**Collected material:**
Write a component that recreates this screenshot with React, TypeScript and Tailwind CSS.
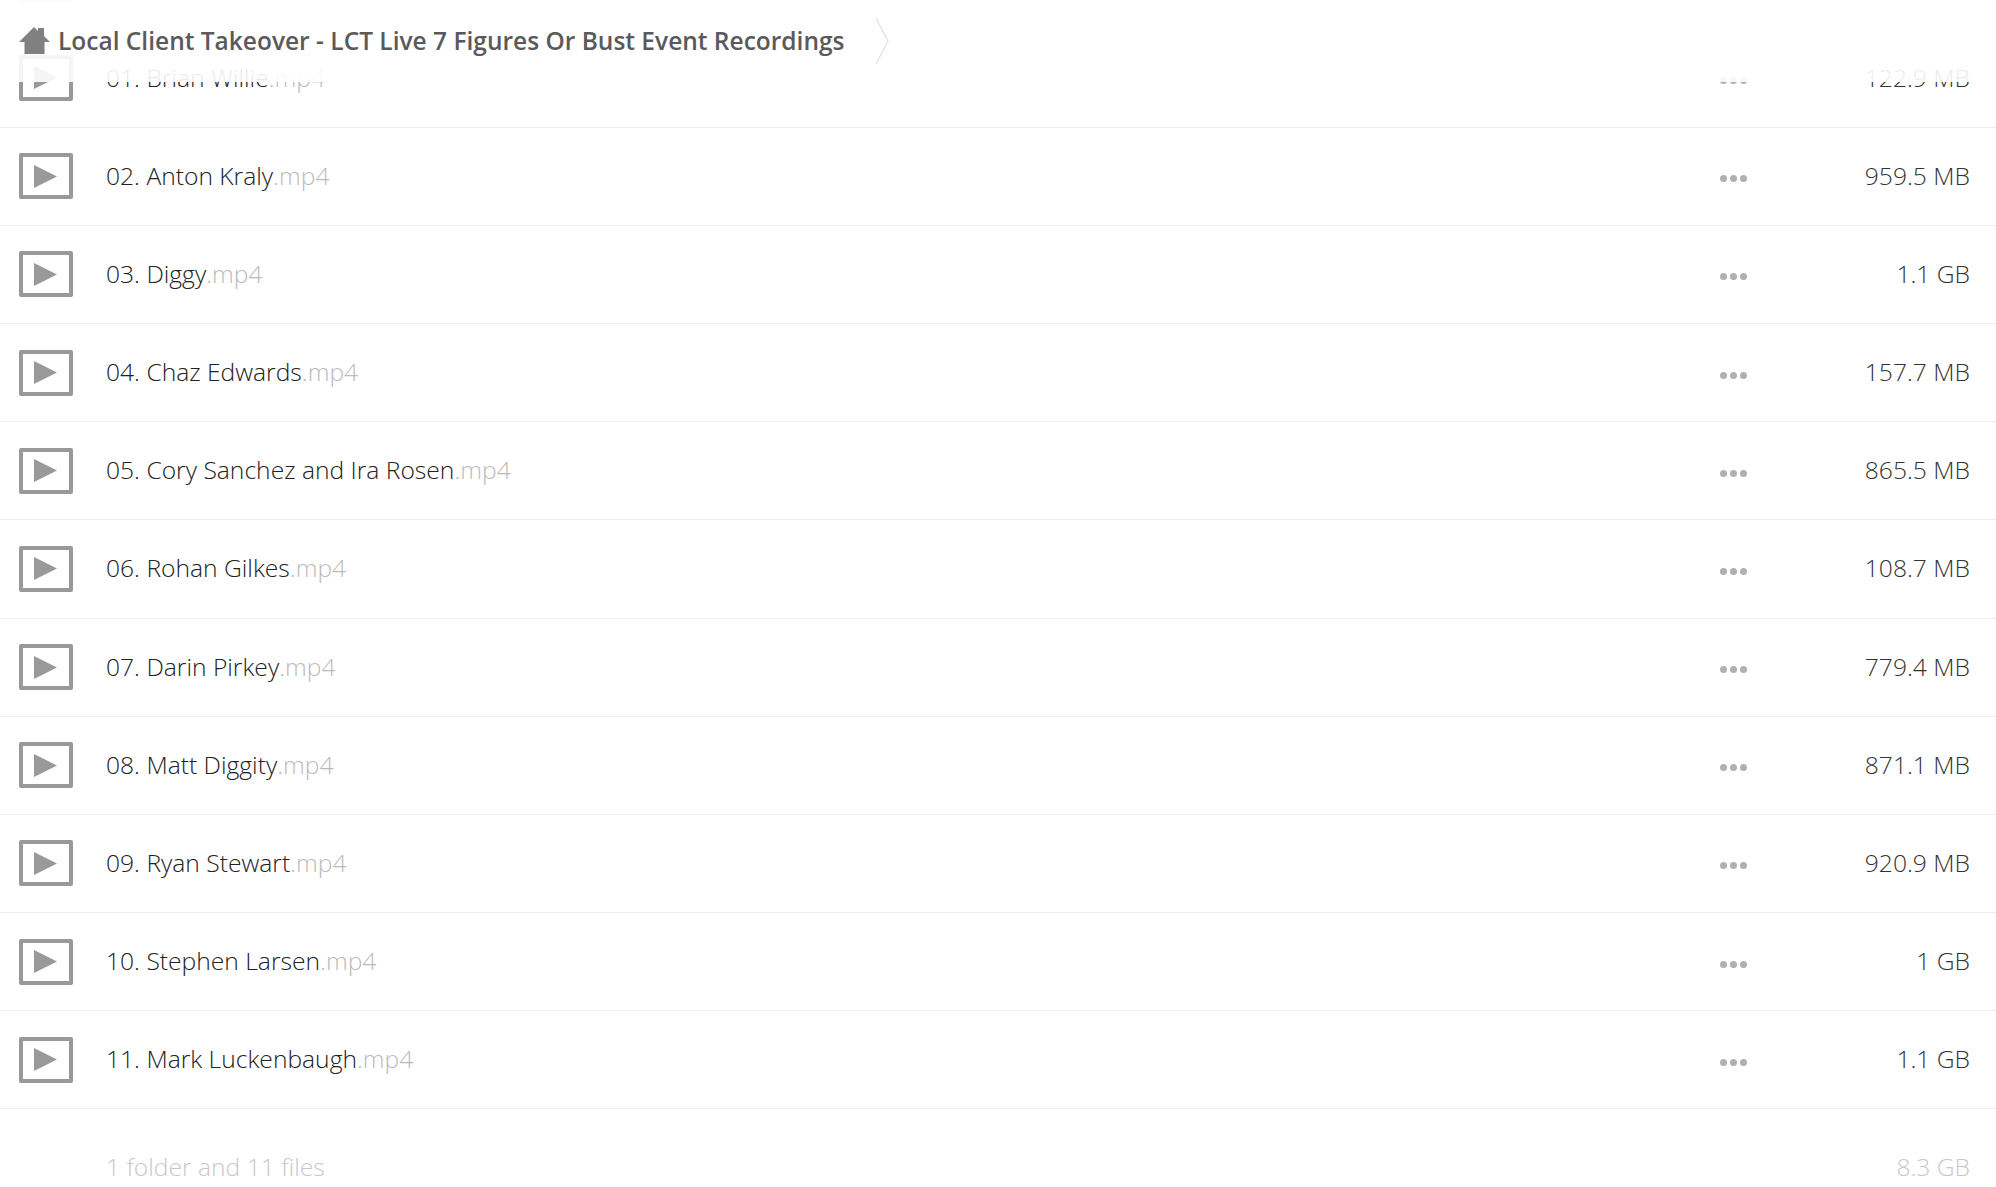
const files = [
  { name: "01. Brian Willie", size: "122.9 MB" },
  { name: "02. Anton Kraly", size: "959.5 MB" },
  { name: "03. Diggy", size: "1.1 GB" },
  { name: "04. Chaz Edwards", size: "157.7 MB" },
  { name: "05. Cory Sanchez and Ira Rosen", size: "865.5 MB" },
  { name: "06. Rohan Gilkes", size: "108.7 MB" },
  { name: "07. Darin Pirkey", size: "779.4 MB" },
  { name: "08. Matt Diggity", size: "871.1 MB" },
  { name: "09. Ryan Stewart", size: "920.9 MB" },
  { name: "10. Stephen Larsen", size: "1 GB" },
  { name: "11. Mark Luckenbaugh", size: "1.1 GB" },
];

function VideoIcon() {
  return (
    <div className="flex h-[46px] w-[54px] shrink-0 items-center justify-center rounded-[2px] border-4 border-[#999999] bg-white pr-px">
      <svg width="23" height="23" viewBox="0 0 23 23">
        <path d="M0 0 L23 11.5 L0 23 Z" fill="#999999" />
      </svg>
    </div>
  );
}

function Dots() {
  return (
    <div className="flex w-[27px] gap-[3px] pt-[5px]">
      <span className="size-[7px] rounded-full bg-[#b0b0b0]" />
      <span className="size-[7px] rounded-full bg-[#b0b0b0]" />
      <span className="size-[7px] rounded-full bg-[#b0b0b0]" />
    </div>
  );
}

function FileRow({ name, size }: { name: string; size: string }) {
  return (
    <div className="flex h-[98.2px] items-center border-b border-[#ededed] pl-[19px] pr-[26px]">
      <VideoIcon />
      <div className="ml-[33px] flex-1 text-[#222222]">
        {name}
        <span className="text-[#bbbbbb]">.mp4</span>
      </div>
      <Dots />
      <div className="w-[223px] text-right text-[#333333]">{size}</div>
    </div>
  );
}

export default function App() {
  return (
    <div className="relative h-[1187px] overflow-hidden bg-white font-['Open_Sans',sans-serif] text-[24.64px] font-light">
      <div className="-mt-[68.8px]">
        <div className="flex h-[98.2px] items-center border-b border-[#ededed] pl-[19px]">
          <div className="h-[46px] w-[54px] rounded-[2px] bg-[#d8dde6]" />
        </div>
        {files.map((f) => (
          <FileRow key={f.name} name={f.name} size={f.size} />
        ))}
        <div className="flex h-[98px] items-center pl-[106px] pr-[26px] pt-[18px] text-[#c8c8c8]">
          <div className="flex-1">1 folder and 11 files</div>
          <div>8.3 GB</div>
        </div>
      </div>

      <div className="absolute inset-x-0 top-0 flex h-[82px] items-center bg-white/90 pl-[19px]">
        <svg width="31" height="28" viewBox="0 0 31 28" className="shrink-0">
          <path d="M15 0 L19 4 L19 1 L25 1 L25 9 L31 15 L25.5 15 L25.5 27 L5.5 27 L5.5 15 L0 15 Z" fill="#808080" />
        </svg>
        <div className="ml-[8px] text-[24.5px] font-semibold text-[#5a5a5a]">
          Local Client Takeover - LCT Live 7 Figures Or Bust Event Recordings
        </div>
        <svg width="14" height="46" viewBox="0 0 14 46" className="ml-[31px] shrink-0">
          <path d="M1 0 L13 23 L1 46" fill="none" stroke="#d8d8d8" />
        </svg>
      </div>
    </div>
  );
}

**Problem details:**
The data should be printed again unchanged; leave its pictures out.

**Completed exercise:**
Write a component that recreates this screenshot with React, TypeScript and Tailwind CSS.
const files = [
  { name: "01. Brian Willie", size: "122.9 MB" },
  { name: "02. Anton Kraly", size: "959.5 MB" },
  { name: "03. Diggy", size: "1.1 GB" },
  { name: "04. Chaz Edwards", size: "157.7 MB" },
  { name: "05. Cory Sanchez and Ira Rosen", size: "865.5 MB" },
  { name: "06. Rohan Gilkes", size: "108.7 MB" },
  { name: "07. Darin Pirkey", size: "779.4 MB" },
  { name: "08. Matt Diggity", size: "871.1 MB" },
  { name: "09. Ryan Stewart", size: "920.9 MB" },
  { name: "10. Stephen Larsen", size: "1 GB" },
  { name: "11. Mark Luckenbaugh", size: "1.1 GB" },
];

function VideoIcon() {
  return (
    <div className="flex h-[46px] w-[54px] shrink-0 items-center justify-center rounded-[2px] border-4 border-[#999999] bg-white pr-px">
      <svg width="23" height="23" viewBox="0 0 23 23">
        <path d="M0 0 L23 11.5 L0 23 Z" fill="#999999" />
      </svg>
    </div>
  );
}

function Dots() {
  return (
    <div className="flex w-[27px] gap-[3px] pt-[5px]">
      <span className="size-[7px] rounded-full bg-[#b0b0b0]" />
      <span className="size-[7px] rounded-full bg-[#b0b0b0]" />
      <span className="size-[7px] rounded-full bg-[#b0b0b0]" />
    </div>
  );
}

function FileRow({ name, size }: { name: string; size: string }) {
  return (
    <div className="flex h-[98.2px] items-center border-b border-[#ededed] pl-[19px] pr-[26px]">
      <VideoIcon />
      <div className="ml-[33px] flex-1 text-[#222222]">
        {name}
        <span className="text-[#bbbbbb]">.mp4</span>
      </div>
      <Dots />
      <div className="w-[223px] text-right text-[#333333]">{size}</div>
    </div>
  );
}

export default function App() {
  return (
    <div className="relative h-[1187px] overflow-hidden bg-white font-['Open_Sans',sans-serif] text-[24.64px] font-light">
      <div className="-mt-[68.8px]">
        <div className="flex h-[98.2px] items-center border-b border-[#ededed] pl-[19px]">
          <div className="h-[46px] w-[54px] rounded-[2px] bg-[#d8dde6]" />
        </div>
        {files.map((f) => (
          <FileRow key={f.name} name={f.name} size={f.size} />
        ))}
        <div className="flex h-[98px] items-center pl-[106px] pr-[26px] pt-[18px] text-[#c8c8c8]">
          <div className="flex-1">1 folder and 11 files</div>
          <div>8.3 GB</div>
        </div>
      </div>

      <div className="absolute inset-x-0 top-0 flex h-[82px] items-center bg-white/90 pl-[19px]">
        <svg width="31" height="28" viewBox="0 0 31 28" className="shrink-0">
          <path d="M15 0 L19 4 L19 1 L25 1 L25 9 L31 15 L25.5 15 L25.5 27 L5.5 27 L5.5 15 L0 15 Z" fill="#808080" />
        </svg>
        <div className="ml-[8px] text-[24.5px] font-semibold text-[#5a5a5a]">
          Local Client Takeover - LCT Live 7 Figures Or Bust Event Recordings
        </div>
        <svg width="14" height="46" viewBox="0 0 14 46" className="ml-[31px] shrink-0">
          <path d="M1 0 L13 23 L1 46" fill="none" stroke="#d8d8d8" />
        </svg>
      </div>
    </div>
  );
}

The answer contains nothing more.